start
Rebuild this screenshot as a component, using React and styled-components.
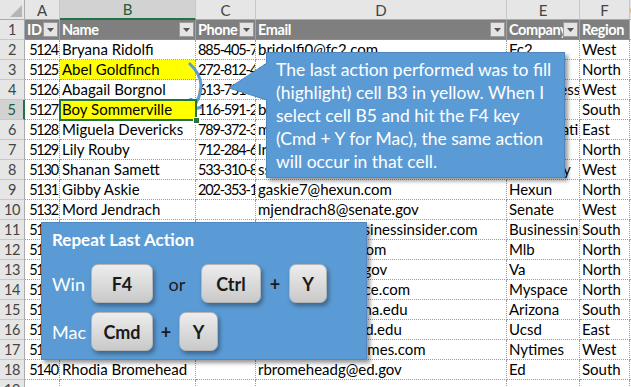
import React from "react";
import styled, { createGlobalStyle } from "styled-components";

const GlobalStyle = createGlobalStyle`
  html, body { margin: 0; padding: 0; background: #fff; }
  body { font-family: "Lato", "Liberation Sans", sans-serif; }
`;

const LETTERS = ["A", "B", "C", "D", "E", "F", "G"];
const HEADERS = ["ID", "Name", "Phone", "Email", "Company", "Region"];

const ROWS = [
	[5124, "Bryana Ridolfi", "885-405-7294", "bridolfi0@fc2.com", "Fc2", "West"],
	[5125, "Abel Goldfinch", "272-812-4410", "dgoldfinch1@google.cn", "Google", "North"],
	[5126, "Abagail Borgnol", "613-751-0935", "aborgnol2@wordpress.com", "Wordpress", "West"],
	[5127, "Boy Sommerville", "116-591-2306", "bsommerville3@tiny.cc", "Tiny", "South"],
	[5128, "Miguela Devericks", "789-372-3568", "mdevericks4@technorati.com", "Technorati", "East"],
	[5129, "Lily Rouby", "712-284-6120", "lrouby5@lycos.com", "Lycos", "North"],
	[5130, "Shanan Samett", "533-310-8823", "ssamett6@usatoday.com", "Usatoday", "West"],
	[5131, "Gibby Askie", "202-353-1947", "gaskie7@hexun.com", "Hexun", "North"],
	[5132, "Mord Jendrach", "", "mjendrach8@senate.gov", "Senate", "West"],
	[5133, "Tamar Crossfield", "418-220-5391", "tcrossfield9@businessinsider.com", "Businessinsider", "South"],
	[5134, "Bram Haggata", "", "bhaggata@mlb.com", "Mlb", "North"],
	[5135, "Gale Cardenas", "347-118-0072", "gcardenasb@va.gov", "Va", "North"],
	[5136, "Mia Doak", "", "mdoakc@myspace.com", "Myspace", "North"],
	[5137, "Lon Petrashko", "602-994-1185", "lpetrashd@arizona.edu", "Arizona", "South"],
	[5138, "Tess McGaughe", "", "tmcgaughe@ucsd.edu", "Ucsd", "East"],
	[5139, "Cy Brammer", "915-402-6638", "cbrammerf@nytimes.com", "Nytimes", "West"],
	[5140, "Rhodia Bromehead", "", "rbromeheadg@ed.gov", "Ed", "South"],
	["", "", "", "", "", ""],
];

export default function App() {
	return (
		<>
			<GlobalStyle />
			<Sheet>
				<Corner>
					<svg width="12" height="12" viewBox="0 0 12 12">
						<polygon points="12,0 12,12 0,12" fill="#b5b5b5" />
					</svg>
				</Corner>
				{LETTERS.map((l) => (
					<ColHead key={l} $sel={l === "B"}>{l}</ColHead>
				))}

				<RowNum>1</RowNum>
				{HEADERS.map((h, i) => (
					<HeadCell key={h}>
						<span>{h}</span>
						{i < 5 && (
							<FilterBtn>
								<svg width="7" height="4" viewBox="0 0 7 4">
									<polygon points="0,0 7,0 3.5,4" fill="#555" />
								</svg>
							</FilterBtn>
						)}
					</HeadCell>
				))}
				<Cell />

				{ROWS.map((r, i) => {
					const n = i + 2;
					return (
						<React.Fragment key={n}>
							<RowNum $sel={n === 5}>{n}</RowNum>
							<Cell $right $num>{r[0]}</Cell>
							<Cell $fill={n === 3 || n === 5} $active={n === 5}>{r[1]}</Cell>
							<Cell $num>{r[2]}</Cell>
							<Cell>{r[3]}</Cell>
							<Cell>{r[4]}</Cell>
							<Cell>{r[5]}</Cell>
							<Cell />
						</React.Fragment>
					);
				})}

				<Arrow width="631" height="387" viewBox="0 0 631 387">
					<path d="M189 63 Q 212 84 191 110" fill="none" stroke="#5b9bd5" strokeWidth="3" />
					<polyline points="191,98 190,110 202,107" fill="none" stroke="#5b9bd5" strokeWidth="3" strokeLinejoin="miter" />
				</Arrow>

				<Note>
					<Pointer width="41" height="60" viewBox="0 0 41 60">
						<polygon points="41,9 1,35 41,48" fill="#5b9bd5" />
						<polyline points="39,10 1,35 39,47" fill="none" stroke="#4f86bd" strokeWidth="1" />
					</Pointer>
					<Line>The last action performed was to fill</Line>
					<Line>(highlight) cell B3 in yellow. When I</Line>
					<Line>select cell B5 and hit the F4 key</Line>
					<Line>(Cmd + Y for Mac), the same action</Line>
					<Line>will occur in that cell.</Line>
				</Note>

				<ShortcutBox>
					<Title>Repeat Last Action</Title>
					<KeyRow>
						<Label>Win</Label>
						<Key $w={62}>F4</Key>
						<Op $w={48}>or</Op>
						<Key $w={60}>Ctrl</Key>
						<Op $w={28} $bold>+</Op>
						<Key $w={38}>Y</Key>
					</KeyRow>
					<KeyRow $gap={9}>
						<Label>Mac</Label>
						<Key $w={62}>Cmd</Key>
						<Op $w={26} $bold>+</Op>
						<Key $w={39}>Y</Key>
					</KeyRow>
				</ShortcutBox>
			</Sheet>
		</>
	);
}

const Sheet = styled.div`
	position: relative;
	width: 631px;
	height: 387px;
	overflow: hidden;
	display: grid;
	grid-template-columns: 25px 35px 136px 60px 251px 73px 50px 1fr;
	grid-auto-rows: 20px;
	font-size: 15px;
	color: #000;
`;

const Corner = styled.div`
	background: #e6e6e6;
	border-right: 1px solid #ababab;
	border-bottom: 1px solid #ababab;
	display: flex;
	align-items: flex-end;
	justify-content: flex-end;
	padding: 0 2px 2px 0;
	box-sizing: border-box;
`;

const ColHead = styled.div`
	background: ${(p) => (p.$sel ? "#d2d2d2" : "#e6e6e6")};
	color: ${(p) => (p.$sel ? "#1f5c38" : "#444")};
	border-right: 1px solid #c8c8c8;
	border-bottom: ${(p) => (p.$sel ? "2px solid #217346" : "1px solid #ababab")};
	box-sizing: border-box;
	display: flex;
	align-items: center;
	justify-content: center;
	font-size: 15px;
`;

const RowNum = styled.div`
	background: ${(p) => (p.$sel ? "#d2d2d2" : "#e6e6e6")};
	color: ${(p) => (p.$sel ? "#1f5c38" : "#444")};
	border-right: ${(p) => (p.$sel ? "2px solid #217346" : "1px solid #ababab")};
	border-bottom: 1px solid #c8c8c8;
	box-sizing: border-box;
	display: flex;
	align-items: center;
	justify-content: center;
	font-size: 14.5px;
	letter-spacing: -0.5px;
`;

const HeadCell = styled.div`
	background: #7f7f7f;
	color: #fff;
	font-weight: 700;
	font-size: 14.5px;
	letter-spacing: -0.4px;
	border-right: 1px solid #a3a3a3;
	border-bottom: 1px solid #8c8c8c;
	box-sizing: border-box;
	display: flex;
	align-items: center;
	padding: 0 1px 0 2px;
	overflow: hidden;
	white-space: nowrap;

	span {
		flex: 1;
		overflow: hidden;
	}
`;

const FilterBtn = styled.div`
	flex: none;
	width: 15px;
	height: 15px;
	background: #e4e4e4;
	border: 1px solid #9c9c9c;
	box-sizing: border-box;
	display: flex;
	align-items: center;
	justify-content: center;
`;

const Cell = styled.div`
	position: relative;
	background: ${(p) => (p.$fill ? "#ffff00" : "#fff")};
	border-right: 1px dotted #9a9a9a;
	border-bottom: 1px dotted #9a9a9a;
	box-sizing: border-box;
	padding: 0 ${(p) => (p.$right ? 1 : 2)}px 0 2px;
	line-height: 19px;
	font-size: ${(p) => (p.$num ? 14.5 : 15)}px;
	letter-spacing: ${(p) => (p.$num ? -1.2 : 0)}px;
	text-align: ${(p) => (p.$right ? "right" : "left")};
	white-space: nowrap;
	overflow: ${(p) => (p.$active ? "visible" : "hidden")};
	${(p) =>
		p.$active &&
		`
		z-index: 1;
		outline: 2px solid #217346;
		outline-offset: -1px;
		&::after {
			content: "";
			position: absolute;
			right: -5px;
			bottom: -5px;
			width: 5px;
			height: 5px;
			background: #217346;
			border: 1px solid #fff;
		}
	`}
`;

const Arrow = styled.svg`
	position: absolute;
	left: 0;
	top: 0;
	pointer-events: none;
`;

const Note = styled.div`
	position: absolute;
	left: 266px;
	top: 52px;
	width: 299px;
	height: 126px;
	box-sizing: border-box;
	padding: 5px 0 0 9px;
	background: #5b9bd5;
	border: 1px solid #4f86bd;
	box-shadow: 3px 3px 4px rgba(0, 0, 0, 0.4);
	color: #fff;
	font-size: 17.5px;
	line-height: 23px;
	z-index: 2;
`;

const Pointer = styled.svg`
	position: absolute;
	left: -39px;
	top: 0;
`;

const Line = styled.div`
	white-space: nowrap;
`;

const ShortcutBox = styled.div`
	position: absolute;
	left: 41px;
	top: 222px;
	width: 326px;
	height: 138px;
	box-sizing: border-box;
	padding: 6px 0 0 10px;
	background: #5b9bd5;
	border: 1px solid #4f86bd;
	box-shadow: 3px 3px 4px rgba(0, 0, 0, 0.4);
	color: #fff;
	z-index: 2;
`;

const Title = styled.div`
	font-size: 17px;
	font-weight: 700;
	line-height: 22px;
`;

const KeyRow = styled.div`
	display: flex;
	align-items: center;
	height: 39px;
	margin-top: ${(p) => p.$gap ?? 13}px;
`;

const Label = styled.div`
	width: 39px;
	font-size: 18px;
`;

const Key = styled.div`
	width: ${(p) => p.$w}px;
	height: 39px;
	box-sizing: border-box;
	border-radius: 7px;
	border: 1px solid #b4b4b4;
	background: linear-gradient(#ededed, #c9c9c9);
	box-shadow: 2px 3px 4px rgba(0, 0, 0, 0.35);
	display: flex;
	align-items: center;
	justify-content: center;
	color: #1a1a1a;
	font-size: 18px;
	font-weight: 700;
`;

const Op = styled.div`
	width: ${(p) => p.$w}px;
	text-align: center;
	color: #1a1a1a;
	font-size: 18px;
	font-weight: ${(p) => (p.$bold ? 700 : 400)};
`;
end
Written problem = What is the number of lines in the data above that include the word "React"? Answer with that number only.

Exercise response = 4